- EXERCISE GOAL: Return the listing below exactly, with the pictures dropped.

::::

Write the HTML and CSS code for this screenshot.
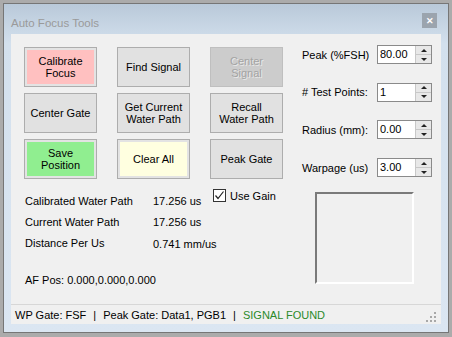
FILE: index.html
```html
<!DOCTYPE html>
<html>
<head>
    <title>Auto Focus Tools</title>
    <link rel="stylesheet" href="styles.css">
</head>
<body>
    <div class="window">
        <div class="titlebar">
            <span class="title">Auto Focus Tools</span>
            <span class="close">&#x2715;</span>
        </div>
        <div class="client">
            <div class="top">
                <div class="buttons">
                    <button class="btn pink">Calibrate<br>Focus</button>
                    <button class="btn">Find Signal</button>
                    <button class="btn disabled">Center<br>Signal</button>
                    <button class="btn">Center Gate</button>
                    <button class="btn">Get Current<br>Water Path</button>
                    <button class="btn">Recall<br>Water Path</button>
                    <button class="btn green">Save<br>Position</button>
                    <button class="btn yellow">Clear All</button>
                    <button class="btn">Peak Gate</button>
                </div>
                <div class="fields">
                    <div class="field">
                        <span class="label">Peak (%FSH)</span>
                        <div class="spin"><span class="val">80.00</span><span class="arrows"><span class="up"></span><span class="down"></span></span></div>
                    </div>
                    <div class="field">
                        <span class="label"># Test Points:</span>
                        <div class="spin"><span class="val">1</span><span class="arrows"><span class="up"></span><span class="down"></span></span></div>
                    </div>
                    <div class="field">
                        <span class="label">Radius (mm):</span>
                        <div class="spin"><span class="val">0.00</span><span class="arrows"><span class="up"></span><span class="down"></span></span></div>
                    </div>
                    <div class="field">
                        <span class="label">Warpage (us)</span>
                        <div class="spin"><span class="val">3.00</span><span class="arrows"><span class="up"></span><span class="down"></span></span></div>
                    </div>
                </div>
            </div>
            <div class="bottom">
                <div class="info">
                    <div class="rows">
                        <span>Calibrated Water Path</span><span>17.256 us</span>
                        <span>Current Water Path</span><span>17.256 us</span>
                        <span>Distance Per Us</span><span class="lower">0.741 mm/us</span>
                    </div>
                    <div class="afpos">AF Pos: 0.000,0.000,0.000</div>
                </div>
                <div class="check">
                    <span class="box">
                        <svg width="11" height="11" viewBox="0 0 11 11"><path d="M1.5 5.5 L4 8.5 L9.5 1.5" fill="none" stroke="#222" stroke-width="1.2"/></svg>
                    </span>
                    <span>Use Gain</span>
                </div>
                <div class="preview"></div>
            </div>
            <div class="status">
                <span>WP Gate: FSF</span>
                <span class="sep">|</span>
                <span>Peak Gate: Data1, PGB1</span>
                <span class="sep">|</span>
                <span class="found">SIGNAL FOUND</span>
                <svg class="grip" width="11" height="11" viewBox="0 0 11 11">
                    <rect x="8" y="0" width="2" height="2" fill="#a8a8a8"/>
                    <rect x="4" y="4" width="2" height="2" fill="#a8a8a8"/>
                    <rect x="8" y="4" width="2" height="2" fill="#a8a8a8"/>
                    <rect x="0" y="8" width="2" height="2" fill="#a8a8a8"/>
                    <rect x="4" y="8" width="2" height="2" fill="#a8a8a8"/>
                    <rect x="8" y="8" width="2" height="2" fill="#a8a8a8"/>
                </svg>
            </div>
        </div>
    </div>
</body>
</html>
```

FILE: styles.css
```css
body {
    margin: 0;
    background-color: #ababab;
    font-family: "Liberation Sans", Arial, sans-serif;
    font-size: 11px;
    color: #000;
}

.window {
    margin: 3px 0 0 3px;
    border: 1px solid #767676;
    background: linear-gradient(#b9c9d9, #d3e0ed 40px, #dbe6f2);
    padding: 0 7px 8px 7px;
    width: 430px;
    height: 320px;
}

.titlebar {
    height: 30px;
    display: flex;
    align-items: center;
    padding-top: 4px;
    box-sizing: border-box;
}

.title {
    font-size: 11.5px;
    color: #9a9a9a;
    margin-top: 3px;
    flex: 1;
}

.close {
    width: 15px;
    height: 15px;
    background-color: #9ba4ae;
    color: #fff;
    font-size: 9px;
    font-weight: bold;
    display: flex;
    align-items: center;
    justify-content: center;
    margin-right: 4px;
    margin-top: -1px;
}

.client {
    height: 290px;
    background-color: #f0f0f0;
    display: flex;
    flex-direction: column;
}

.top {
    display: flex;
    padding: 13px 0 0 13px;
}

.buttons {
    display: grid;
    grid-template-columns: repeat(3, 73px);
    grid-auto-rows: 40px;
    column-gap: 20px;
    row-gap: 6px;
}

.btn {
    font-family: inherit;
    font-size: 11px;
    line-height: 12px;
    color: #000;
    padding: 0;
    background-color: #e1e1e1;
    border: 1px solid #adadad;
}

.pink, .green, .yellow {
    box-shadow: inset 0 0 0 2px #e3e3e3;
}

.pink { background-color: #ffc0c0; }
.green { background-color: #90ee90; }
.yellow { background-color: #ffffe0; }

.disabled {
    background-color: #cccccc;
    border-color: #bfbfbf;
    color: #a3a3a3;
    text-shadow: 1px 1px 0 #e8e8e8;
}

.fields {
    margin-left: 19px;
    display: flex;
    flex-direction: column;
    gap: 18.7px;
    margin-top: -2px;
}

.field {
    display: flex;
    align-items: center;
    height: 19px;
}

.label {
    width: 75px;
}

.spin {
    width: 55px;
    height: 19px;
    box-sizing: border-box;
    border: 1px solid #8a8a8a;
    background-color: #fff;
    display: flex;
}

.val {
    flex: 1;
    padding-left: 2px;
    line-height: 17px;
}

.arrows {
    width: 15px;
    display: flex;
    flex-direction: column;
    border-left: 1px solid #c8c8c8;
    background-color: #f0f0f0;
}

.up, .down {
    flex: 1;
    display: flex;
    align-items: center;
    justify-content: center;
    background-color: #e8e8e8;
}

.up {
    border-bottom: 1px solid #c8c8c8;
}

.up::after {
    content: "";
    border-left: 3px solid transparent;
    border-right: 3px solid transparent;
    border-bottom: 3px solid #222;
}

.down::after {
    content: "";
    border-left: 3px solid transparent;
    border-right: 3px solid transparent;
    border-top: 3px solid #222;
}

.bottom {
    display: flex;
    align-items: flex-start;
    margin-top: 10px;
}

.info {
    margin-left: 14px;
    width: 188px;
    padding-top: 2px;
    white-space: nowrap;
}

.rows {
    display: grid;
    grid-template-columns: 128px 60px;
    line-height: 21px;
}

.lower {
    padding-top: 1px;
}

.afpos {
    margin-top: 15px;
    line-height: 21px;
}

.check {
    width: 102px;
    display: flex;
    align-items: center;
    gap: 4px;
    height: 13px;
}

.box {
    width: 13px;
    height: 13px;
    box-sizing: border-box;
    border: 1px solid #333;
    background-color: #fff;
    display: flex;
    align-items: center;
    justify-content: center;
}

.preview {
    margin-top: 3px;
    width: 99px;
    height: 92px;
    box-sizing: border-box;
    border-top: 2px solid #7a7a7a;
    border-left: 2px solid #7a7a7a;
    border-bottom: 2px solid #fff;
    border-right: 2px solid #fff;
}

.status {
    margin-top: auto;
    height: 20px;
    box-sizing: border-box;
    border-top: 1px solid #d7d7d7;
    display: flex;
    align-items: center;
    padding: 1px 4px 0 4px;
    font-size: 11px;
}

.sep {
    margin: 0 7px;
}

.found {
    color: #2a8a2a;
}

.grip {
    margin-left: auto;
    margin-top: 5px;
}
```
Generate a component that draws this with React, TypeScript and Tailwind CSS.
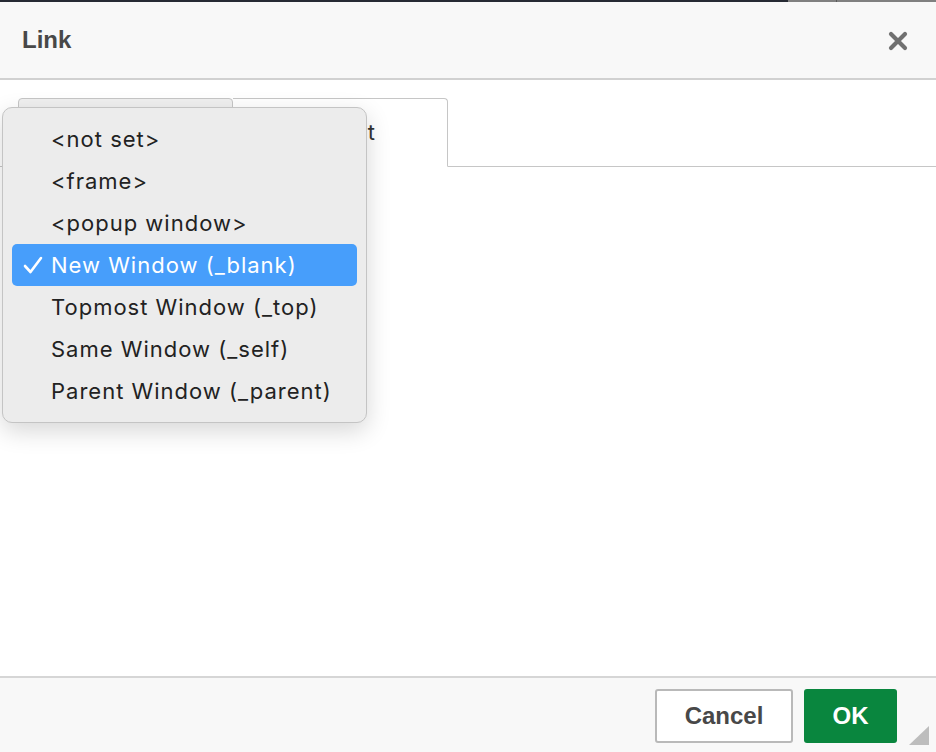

::::

- SOLVED PROBLEM:
Write the HTML and CSS code for this screenshot.
FILE: index.html
```html
<!DOCTYPE html>
<html>
<head>
    <title>Auto Focus Tools</title>
    <link rel="stylesheet" href="styles.css">
</head>
<body>
    <div class="window">
        <div class="titlebar">
            <span class="title">Auto Focus Tools</span>
            <span class="close">&#x2715;</span>
        </div>
        <div class="client">
            <div class="top">
                <div class="buttons">
                    <button class="btn pink">Calibrate<br>Focus</button>
                    <button class="btn">Find Signal</button>
                    <button class="btn disabled">Center<br>Signal</button>
                    <button class="btn">Center Gate</button>
                    <button class="btn">Get Current<br>Water Path</button>
                    <button class="btn">Recall<br>Water Path</button>
                    <button class="btn green">Save<br>Position</button>
                    <button class="btn yellow">Clear All</button>
                    <button class="btn">Peak Gate</button>
                </div>
                <div class="fields">
                    <div class="field">
                        <span class="label">Peak (%FSH)</span>
                        <div class="spin"><span class="val">80.00</span><span class="arrows"><span class="up"></span><span class="down"></span></span></div>
                    </div>
                    <div class="field">
                        <span class="label"># Test Points:</span>
                        <div class="spin"><span class="val">1</span><span class="arrows"><span class="up"></span><span class="down"></span></span></div>
                    </div>
                    <div class="field">
                        <span class="label">Radius (mm):</span>
                        <div class="spin"><span class="val">0.00</span><span class="arrows"><span class="up"></span><span class="down"></span></span></div>
                    </div>
                    <div class="field">
                        <span class="label">Warpage (us)</span>
                        <div class="spin"><span class="val">3.00</span><span class="arrows"><span class="up"></span><span class="down"></span></span></div>
                    </div>
                </div>
            </div>
            <div class="bottom">
                <div class="info">
                    <div class="rows">
                        <span>Calibrated Water Path</span><span>17.256 us</span>
                        <span>Current Water Path</span><span>17.256 us</span>
                        <span>Distance Per Us</span><span class="lower">0.741 mm/us</span>
                    </div>
                    <div class="afpos">AF Pos: 0.000,0.000,0.000</div>
                </div>
                <div class="check">
                    <span class="box">
                        <svg width="11" height="11" viewBox="0 0 11 11"><path d="M1.5 5.5 L4 8.5 L9.5 1.5" fill="none" stroke="#222" stroke-width="1.2"/></svg>
                    </span>
                    <span>Use Gain</span>
                </div>
                <div class="preview"></div>
            </div>
            <div class="status">
                <span>WP Gate: FSF</span>
                <span class="sep">|</span>
                <span>Peak Gate: Data1, PGB1</span>
                <span class="sep">|</span>
                <span class="found">SIGNAL FOUND</span>
                <svg class="grip" width="11" height="11" viewBox="0 0 11 11">
                    <rect x="8" y="0" width="2" height="2" fill="#a8a8a8"/>
                    <rect x="4" y="4" width="2" height="2" fill="#a8a8a8"/>
                    <rect x="8" y="4" width="2" height="2" fill="#a8a8a8"/>
                    <rect x="0" y="8" width="2" height="2" fill="#a8a8a8"/>
                    <rect x="4" y="8" width="2" height="2" fill="#a8a8a8"/>
                    <rect x="8" y="8" width="2" height="2" fill="#a8a8a8"/>
                </svg>
            </div>
        </div>
    </div>
</body>
</html>
```

FILE: styles.css
```css
body {
    margin: 0;
    background-color: #ababab;
    font-family: "Liberation Sans", Arial, sans-serif;
    font-size: 11px;
    color: #000;
}

.window {
    margin: 3px 0 0 3px;
    border: 1px solid #767676;
    background: linear-gradient(#b9c9d9, #d3e0ed 40px, #dbe6f2);
    padding: 0 7px 8px 7px;
    width: 430px;
    height: 320px;
}

.titlebar {
    height: 30px;
    display: flex;
    align-items: center;
    padding-top: 4px;
    box-sizing: border-box;
}

.title {
    font-size: 11.5px;
    color: #9a9a9a;
    margin-top: 3px;
    flex: 1;
}

.close {
    width: 15px;
    height: 15px;
    background-color: #9ba4ae;
    color: #fff;
    font-size: 9px;
    font-weight: bold;
    display: flex;
    align-items: center;
    justify-content: center;
    margin-right: 4px;
    margin-top: -1px;
}

.client {
    height: 290px;
    background-color: #f0f0f0;
    display: flex;
    flex-direction: column;
}

.top {
    display: flex;
    padding: 13px 0 0 13px;
}

.buttons {
    display: grid;
    grid-template-columns: repeat(3, 73px);
    grid-auto-rows: 40px;
    column-gap: 20px;
    row-gap: 6px;
}

.btn {
    font-family: inherit;
    font-size: 11px;
    line-height: 12px;
    color: #000;
    padding: 0;
    background-color: #e1e1e1;
    border: 1px solid #adadad;
}

.pink, .green, .yellow {
    box-shadow: inset 0 0 0 2px #e3e3e3;
}

.pink { background-color: #ffc0c0; }
.green { background-color: #90ee90; }
.yellow { background-color: #ffffe0; }

.disabled {
    background-color: #cccccc;
    border-color: #bfbfbf;
    color: #a3a3a3;
    text-shadow: 1px 1px 0 #e8e8e8;
}

.fields {
    margin-left: 19px;
    display: flex;
    flex-direction: column;
    gap: 18.7px;
    margin-top: -2px;
}

.field {
    display: flex;
    align-items: center;
    height: 19px;
}

.label {
    width: 75px;
}

.spin {
    width: 55px;
    height: 19px;
    box-sizing: border-box;
    border: 1px solid #8a8a8a;
    background-color: #fff;
    display: flex;
}

.val {
    flex: 1;
    padding-left: 2px;
    line-height: 17px;
}

.arrows {
    width: 15px;
    display: flex;
    flex-direction: column;
    border-left: 1px solid #c8c8c8;
    background-color: #f0f0f0;
}

.up, .down {
    flex: 1;
    display: flex;
    align-items: center;
    justify-content: center;
    background-color: #e8e8e8;
}

.up {
    border-bottom: 1px solid #c8c8c8;
}

.up::after {
    content: "";
    border-left: 3px solid transparent;
    border-right: 3px solid transparent;
    border-bottom: 3px solid #222;
}

.down::after {
    content: "";
    border-left: 3px solid transparent;
    border-right: 3px solid transparent;
    border-top: 3px solid #222;
}

.bottom {
    display: flex;
    align-items: flex-start;
    margin-top: 10px;
}

.info {
    margin-left: 14px;
    width: 188px;
    padding-top: 2px;
    white-space: nowrap;
}

.rows {
    display: grid;
    grid-template-columns: 128px 60px;
    line-height: 21px;
}

.lower {
    padding-top: 1px;
}

.afpos {
    margin-top: 15px;
    line-height: 21px;
}

.check {
    width: 102px;
    display: flex;
    align-items: center;
    gap: 4px;
    height: 13px;
}

.box {
    width: 13px;
    height: 13px;
    box-sizing: border-box;
    border: 1px solid #333;
    background-color: #fff;
    display: flex;
    align-items: center;
    justify-content: center;
}

.preview {
    margin-top: 3px;
    width: 99px;
    height: 92px;
    box-sizing: border-box;
    border-top: 2px solid #7a7a7a;
    border-left: 2px solid #7a7a7a;
    border-bottom: 2px solid #fff;
    border-right: 2px solid #fff;
}

.status {
    margin-top: auto;
    height: 20px;
    box-sizing: border-box;
    border-top: 1px solid #d7d7d7;
    display: flex;
    align-items: center;
    padding: 1px 4px 0 4px;
    font-size: 11px;
}

.sep {
    margin: 0 7px;
}

.found {
    color: #2a8a2a;
}

.grip {
    margin-left: auto;
    margin-top: 5px;
}
```
Generate a component that draws this with React, TypeScript and Tailwind CSS.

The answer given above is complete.